§ The request:
Copy each line of the records that holds the string "components".

** START Material for this task **

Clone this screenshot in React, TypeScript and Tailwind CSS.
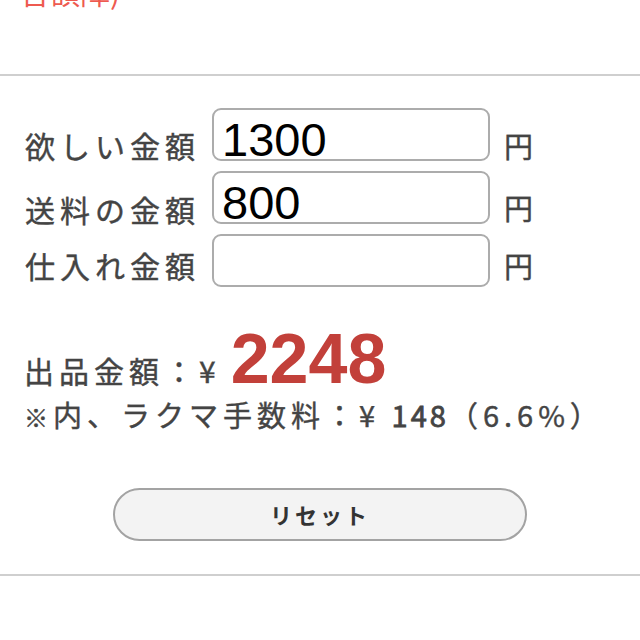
import React from "react";

const jp = { fontFamily: '"Hiragino Sans","Noto Sans CJK JP","Noto Sans",sans-serif' };

function Row({ label, value, lb, yb }: { label: string; value: string; lb: string; yb: string }) {
  return (
    <div className="flex items-end h-[53px]">
      <div
        className={`w-[187px] text-[30px] tracking-[5px] text-[#444] leading-none whitespace-nowrap [-webkit-text-stroke:0.4px_#444] ${lb}`}
        style={jp}
      >
        {label}
      </div>
      <input
        readOnly
        value={value}
        className="w-[278px] h-[53px] rounded-[9px] border-2 border-[#acacac] bg-white pl-[8px] pt-[12px] pb-0 text-[47px] text-black outline-none"
        style={{ fontFamily: '"Liberation Sans",Arial,sans-serif' }}
      />
      <div className={`ml-[14px] text-[29px] text-[#444] leading-none [-webkit-text-stroke:0.4px_#444] ${yb}`} style={jp}>
        円
      </div>
    </div>
  );
}

export default function App() {
  return (
    <div className="w-[640px] h-[640px] overflow-hidden bg-white" style={jp}>
      <div className="h-[74px] overflow-hidden">
        <div className="-mt-[24px] pl-[20px] text-[30px] leading-none text-[#ee5a50] whitespace-nowrap">
          合額障)
        </div>
      </div>
      <div className="h-[2px] bg-[#cfcfcf]" />
      <div className="pt-[32px] pl-[25px] flex flex-col gap-[10px]">
        <Row label="欲しい金額" value="1300" lb="mb-[1px]" yb="mb-[1px]" />
        <Row label="送料の金額" value="800" lb="mb-[0px]" yb="mb-[2px]" />
        <Row label="仕入れ金額" value="" lb="mb-[7px]" yb="mb-[7px]" />
      </div>
      <div className="pl-[24px] pt-[37px]">
        <div className="flex items-baseline text-[#444] whitespace-nowrap">
          <span className="text-[30px] tracking-[5px] leading-none [-webkit-text-stroke:0.4px_#444]">出品金額：¥</span>
          <span
            className="ml-[10px] text-[70px] font-bold text-[#c2403a] leading-none"
            style={{ fontFamily: '"Liberation Sans",Arial,sans-serif' }}
          >
            2248
          </span>
        </div>
        <div className="mt-[6px] text-[29px] tracking-[5px] text-[#444] leading-none whitespace-nowrap [-webkit-text-stroke:0.4px_#444]">
          <span className="font-bold text-[24px]">※</span>内、ラクマ手数料：¥ <span className="tracking-[3px] [-webkit-text-stroke:0.8px_#444]">148</span>（6.6%）
        </div>
      </div>
      <div className="pt-[59px]">
        <button className="mx-auto flex items-center justify-center w-[414px] h-[53px] rounded-full border-2 border-[#a3a3a3] bg-[#f3f3f3] text-[22px] font-bold tracking-[3px] text-[#333]">
          リセット
        </button>
      </div>
      <div className="mt-[33px] h-[2px] bg-[#cfcfcf]" />
    </div>
  );
}
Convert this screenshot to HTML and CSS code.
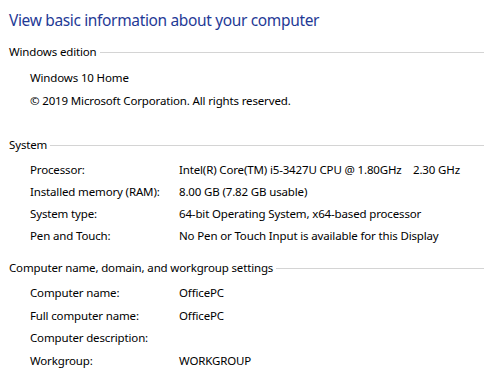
FILE: index.html
```html
<!DOCTYPE html>
<html>
<head>
<meta charset="utf-8">
<link rel="stylesheet" href="styles.css">
</head>
<body>
<div class="page">
  <h1 class="title">View basic information about your computer</h1>

  <section class="group group-edition">
    <div class="group-head"><span class="group-name">Windows edition</span><span class="rule"></span></div>
    <div class="rows rows-edition">
      <div class="line">Windows 10 Home</div>
      <div class="line">© 2019 Microsoft Corporation. All rights reserved.</div>
    </div>
  </section>

  <section class="group group-system">
    <div class="group-head"><span class="group-name">System</span><span class="rule"></span></div>
    <div class="rows rows-system">
      <div class="label">Processor:</div><div class="value">Intel(R) Core(TM) i5-3427U CPU @ 1.80GHz&nbsp;&nbsp;&nbsp; 2.30 GHz</div>
      <div class="label">Installed memory (RAM):</div><div class="value">8.00 GB (7.82 GB usable)</div>
      <div class="label">System type:</div><div class="value">64-bit Operating System, x64-based processor</div>
      <div class="label">Pen and Touch:</div><div class="value">No Pen or Touch Input is available for this Display</div>
    </div>
  </section>

  <section class="group group-computer">
    <div class="group-head"><span class="group-name">Computer name, domain, and workgroup settings</span><span class="rule"></span></div>
    <div class="rows rows-computer">
      <div class="label">Computer name:</div><div class="value">OfficePC</div>
      <div class="label">Full computer name:</div><div class="value">OfficePC</div>
      <div class="label">Computer description:</div><div class="value"></div>
      <div class="label">Workgroup:</div><div class="value">WORKGROUP</div>
    </div>
  </section>
</div>
</body>
</html>
```

FILE: styles.css
```css
html, body {
  margin: 0;
  padding: 0;
  background: #ffffff;
}

body {
  font-family: "Noto Sans", "Open Sans", sans-serif;
  font-size: 11.5px;
  letter-spacing: -0.15px;
  color: #000000;
  overflow: hidden;
}

.page {
  padding: 8px 0 0 9px;
}

.title {
  margin: 0;
  font-size: 15.5px;
  letter-spacing: -0.35px;
  font-weight: normal;
  line-height: 24px;
  color: #1f3a96;
}

.group {
  display: flex;
  flex-direction: column;
}

.group-edition {
  margin-top: 12px;
  padding-bottom: 25px;
}

.group-system {
  padding-bottom: 13px;
}

.group-head {
  display: flex;
  align-items: center;
  height: 16px;
  line-height: 16px;
}

.group-name {
  white-space: nowrap;
}

.rule {
  flex: 1;
  height: 1px;
  margin-left: 3px;
  background: #d4d4d4;
}

.rows {
  margin-top: 6px;
  padding-left: 21px;
}

.rows-edition .line {
  line-height: 23px;
  height: 23px;
}

.rows-system,
.rows-computer {
  display: grid;
  grid-template-columns: 149px 1fr;
}

.rows-system .label,
.rows-system .value {
  line-height: 22px;
  height: 22px;
  white-space: nowrap;
}

.rows-computer .label,
.rows-computer .value {
  line-height: 22.7px;
  height: 22.7px;
  white-space: nowrap;
}
```
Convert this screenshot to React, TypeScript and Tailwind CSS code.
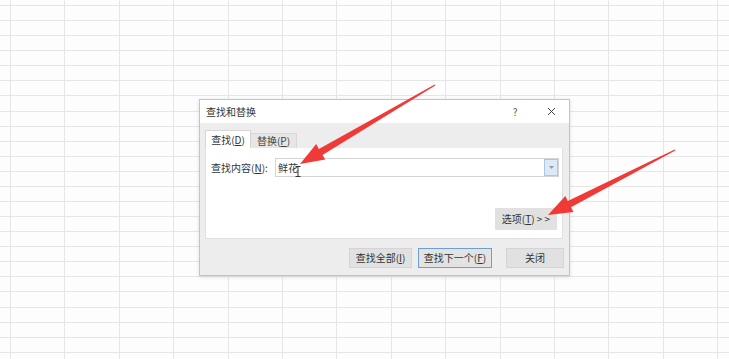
import React from 'react';

const COLS = 15;
const ROWS = 25;

type Pt = [number, number];

// builds a tapered arrow polygon going from tail to tip
const arrowPoints = (tail: Pt, tip: Pt, headLen = 24, headHalf = 9, shaftHalf = 3.5) => {
  const dx = tip[0] - tail[0];
  const dy = tip[1] - tail[1];
  const len = Math.hypot(dx, dy);
  const ux = dx / len;
  const uy = dy / len;
  const nx = uy;
  const ny = -ux;
  const bx = tip[0] - ux * headLen;
  const by = tip[1] - uy * headLen;
  const pts: Pt[] = [
    [tail[0] + nx * 0.6, tail[1] + ny * 0.6],
    [bx + nx * shaftHalf, by + ny * shaftHalf],
    [bx + nx * headHalf, by + ny * headHalf],
    tip,
    [bx - nx * headHalf, by - ny * headHalf],
    [bx - nx * shaftHalf, by - ny * shaftHalf],
    [tail[0] - nx * 0.6, tail[1] - ny * 0.6],
  ];
  return pts.map((p) => `${p[0].toFixed(1)},${p[1].toFixed(1)}`).join(' ');
};

const Key: React.FC<{ k: string }> = ({ k }) => <span className="underline underline-offset-1">{k}</span>;

export default function App() {
  return (
    <div
      className="relative w-[729px] h-[359px] overflow-hidden bg-[#fdfdfd] text-[#333]"
      style={{ fontFamily: '"Noto Sans CJK SC", "Noto Sans", sans-serif' }}
    >
      {/* sheet grid */}
      <div className="grid grid-cols-[11px_repeat(14,54.4px)] grid-rows-[6px_repeat(24,15.09px)]">
        {Array.from({ length: COLS * ROWS }).map((_, i) => (
          <div key={i} className="border-r border-b border-[#e6e6e6]" />
        ))}
      </div>

      {/* find & replace dialog */}
      <div className="absolute left-[199px] top-[99px] w-[371px] h-[177px] flex flex-col bg-[#ededed] border border-[#c4c4c4] shadow-[0_1px_4px_rgba(0,0,0,0.12)] text-[10px] leading-none">
        <div className="h-[23px] bg-white flex items-center pl-[6px]">
          <span className="flex-1">查找和替换</span>
          <span className="w-[10px] text-center mr-[27px] text-[#555]">?</span>
          <svg width="9" height="9" viewBox="0 0 9 9" className="mr-[13px]">
            <path d="M1 1 L8 8 M8 1 L1 8" stroke="#444" strokeWidth="1" />
          </svg>
        </div>

        <div className="flex-1 flex flex-col px-[5px] pt-[7px]">
          <div className="flex items-end h-[18px]">
            <div className="w-[46px] h-[18px] bg-white border border-b-0 border-[#d6d6d6] flex items-center justify-center">
              查找(<Key k="D" />)
            </div>
            <div className="w-[46px] h-[15px] bg-[#e6e6e6] border border-b-0 border-l-0 border-[#d9d9d9] flex items-center justify-center text-[#444]">
              替换(<Key k="P" />)
            </div>
          </div>

          <div className="w-[358px] h-[91px] bg-white border border-t-0 border-[#e0e0e0] flex flex-col pl-[5px] pt-[10px]">
            <div className="flex items-center h-[19px]">
              <span className="w-[64px]">
                查找内容(<Key k="N" />):
              </span>
              <div className="relative w-[284px] h-[19px] border border-[#d4d4d4] flex items-center pl-[2px]">
                <span className="flex-1">鲜花</span>
                <div className="w-[14px] h-[17px] bg-[#dde9f6] border border-[#aac7e8] flex items-center justify-center">
                  <svg width="5" height="3" viewBox="0 0 5 3">
                    <path d="M0 0 L2.5 3 L5 0 Z" fill="#8a9bb0" />
                  </svg>
                </div>
                {/* text cursor */}
                <svg width="6" height="11" viewBox="0 0 6 11" className="absolute left-[19px] top-[7px]">
                  <path d="M0.5 0.5 H5.5 M3 0.5 V10.5 M0.5 10.5 H5.5" stroke="#333" strokeWidth="1" fill="none" />
                </svg>
              </div>
            </div>
            <div className="flex justify-end pr-[5px] mt-[31px]">
              <div className="w-[62px] h-[22px] bg-[#e1e1e1] flex items-center justify-center">
                选项(<Key k="T" />)&nbsp;&gt; &gt;
              </div>
            </div>
          </div>

          <div className="flex justify-end items-center mt-[9px]">
            <div className="w-[63px] h-[20px] bg-[#e1e1e1] border border-[#d4d4d4] flex items-center justify-center">
              查找全部(<Key k="I" />)
            </div>
            <div className="w-[74px] h-[20px] ml-[6px] bg-[#e3e3e3] border border-[#6a9fd8] flex items-center justify-center">
              查找下一个(<Key k="F" />)
            </div>
            <div className="w-[58px] h-[20px] ml-[14px] bg-[#e1e1e1] border border-[#d4d4d4] flex items-center justify-center">
              关闭
            </div>
          </div>
        </div>
      </div>

      {/* annotation arrows */}
      <svg className="absolute inset-0 pointer-events-none" width="729" height="359">
        <polygon points={arrowPoints([435, 85], [300, 164])} fill="#f03a37" />
        <polygon points={arrowPoints([675, 150], [548, 215])} fill="#f03a37" />
      </svg>
    </div>
  );
}
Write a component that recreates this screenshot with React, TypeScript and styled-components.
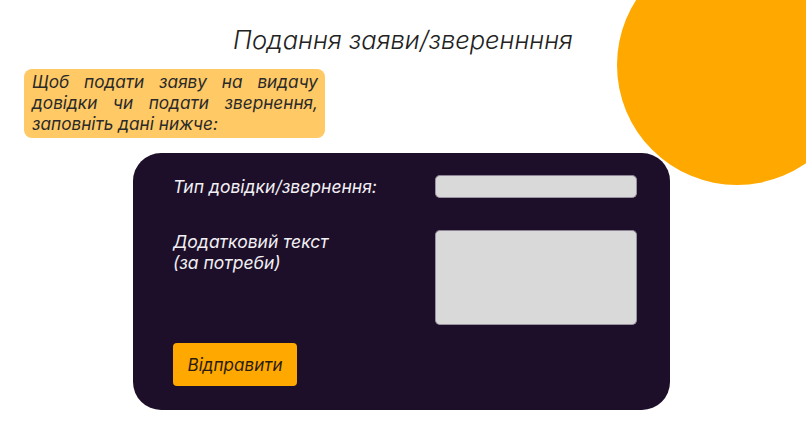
import React from 'react'
import styled, { createGlobalStyle } from 'styled-components'

const GlobalStyle = createGlobalStyle`
  html, body {
    margin: 0;
    padding: 0;
    background: #ffffff;
  }
  body {
    font-family: 'Inter', 'Noto Sans', sans-serif;
  }
`

const Page = styled.div`
  position: relative;
  width: 806px;
  height: 434px;
  overflow: hidden;
  background: #ffffff;
  display: flex;
  flex-direction: column;
`

const Sun = styled.div`
  position: absolute;
  left: 617px;
  top: -55px;
  width: 240px;
  height: 240px;
  border-radius: 50%;
  background: #ffa800;
`

const Title = styled.h1`
  position: relative;
  margin: 24px 0 0 0;
  text-align: center;
  font-family: 'Inter', sans-serif;
  font-style: italic;
  font-weight: 300;
  font-size: 25.5px;
  line-height: 32px;
  color: #222222;
`

const Hint = styled.p`
  position: relative;
  margin: 13px 0 0 24px;
  width: 301px;
  box-sizing: border-box;
  padding: 2px 7px 4px 8px;
  background: #ffc966;
  border-radius: 8px;
  font-style: italic;
  font-size: 17.2px;
  line-height: 21px;
  text-align: justify;
  color: #2a2a2a;
`

const Card = styled.form`
  position: relative;
  margin: 15px 0 0 133px;
  width: 537px;
  height: 257px;
  box-sizing: border-box;
  padding: 22px 33px 24px 40px;
  background: #1d0f29;
  border-radius: 28px;
  display: grid;
  grid-template-columns: 262px 202px;
  grid-template-rows: 23px 95px 1fr;
  row-gap: 32px;
`

const Label = styled.label<{ $top?: number }>`
  align-self: ${p => (p.$top ? 'start' : 'center')};
  margin-top: ${p => p.$top ?? 0}px;
  font-style: italic;
  font-size: 17.5px;
  line-height: 21px;
  color: #f2f0f4;
`

const Field = styled.div<{ $tall?: boolean }>`
  height: ${p => (p.$tall ? 95 : 23)}px;
  box-sizing: border-box;
  background: #d9d9d9;
  border: 1px solid #9a92a0;
  border-top-color: #8c8494;
  border-radius: 5px;
`

const Submit = styled.button`
  grid-column: 1;
  align-self: end;
  margin-top: -15px;
  width: 124px;
  height: 43px;
  border: none;
  border-radius: 4px;
  background: #ffa800;
  font-family: 'Inter', sans-serif;
  font-style: italic;
  font-size: 17px;
  color: #2a1c10;
  padding: 0;
`

function App(): JSX.Element {
  return (
    <Page>
      <GlobalStyle />
      <Sun />
      <Title>Подання заяви/звереннння</Title>
      <Hint>
        Щоб подати заяву на видачу довідки чи подати звернення, заповніть дані нижче:
      </Hint>
      <Card onSubmit={e => e.preventDefault()}>
        <Label>Тип довідки/звернення:</Label>
        <Field />
        <Label $top={1}>
          Додатковий текст
          <br />
          (за потреби)
        </Label>
        <Field $tall />
        <Submit type="submit">Відправити</Submit>
      </Card>
    </Page>
  )
}

export default App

** END Material for this task **

§ Finished exercise:
Write a component that recreates this screenshot with React, TypeScript and styled-components.
import styled, { createGlobalStyle } from 'styled-components'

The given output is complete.